Integrated river basin management (IRBM) has been widely endorsed as the only adequate way to deal with the ever-growing flood and drought problems. As Slovakia struggles to embrace the new concept, a few obstacles emerge

 

 



Realizing that piecemeal technical solutions have in too many cases proved insufficient in fighting floods and droughts, environmental experts have proposed integrated river basin management as the only effective way to limit the destructive power of water during floods and ensure enough water during droughts. Effective as it may be, the new concept is also more demading.

Authorities adopt fragmented approach
Slovakia is fortunate to have enough water resources, rivers and dams, but it is only integrated river basin management that can provide sufficient quality water in the long term. However, the promising new concept has not yet been introduced in the country whose authorities responsible for water management include the Ministry of Environment, the Ministry of Agriculture and the Ministry of Health. The problem is that each authority sees its own competence in a fragmented way. The Ministry of Health focuses on ensuring that households are supplied with quality water; the Ministry of Agriculture manages some of the rivers, and the Ministry of the Environment is responsible for overall quality and quantity of water resources.

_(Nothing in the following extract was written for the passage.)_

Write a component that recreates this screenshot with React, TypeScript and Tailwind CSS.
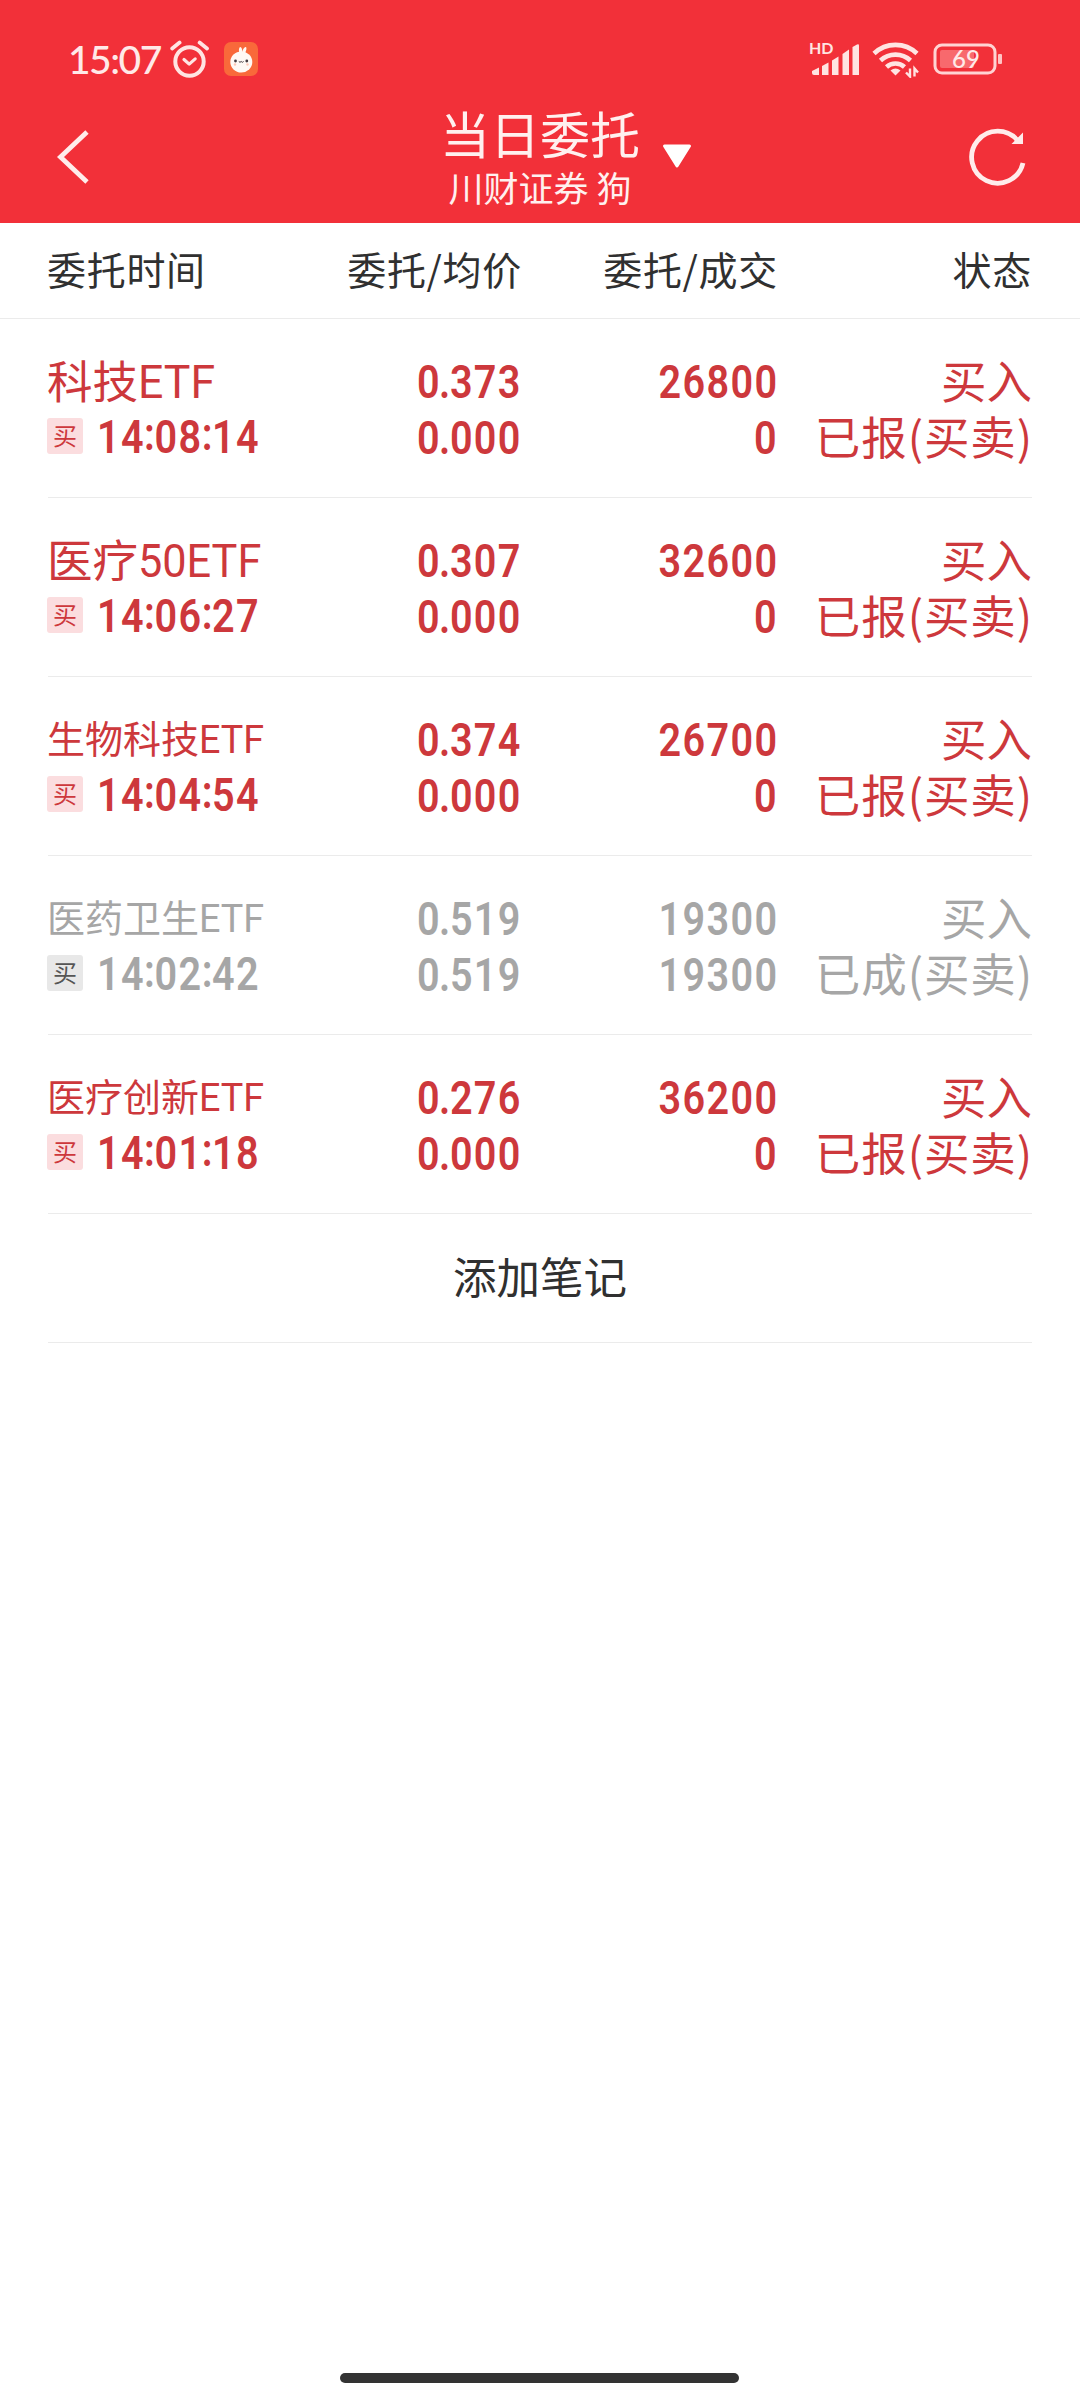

Paradoxically, when it took over the responsibility for water management from the Ministry of Agriculture together with its entire team of experts last year, the Ministry of the Environment did not change the very policy that it previously criticized. What still goes on, now under the name of "environmental conservation", is mainly the building of dams, as the head the Ministry's water section, Anton Supek admits. Yet, Supek recognizes that an integrated river basin management system must inevitably be designed. Creating such a system and making it work is a complex task because it means involving a wide range of stakeholders, among them farmers, forest rangers, water managers, economists, and many others.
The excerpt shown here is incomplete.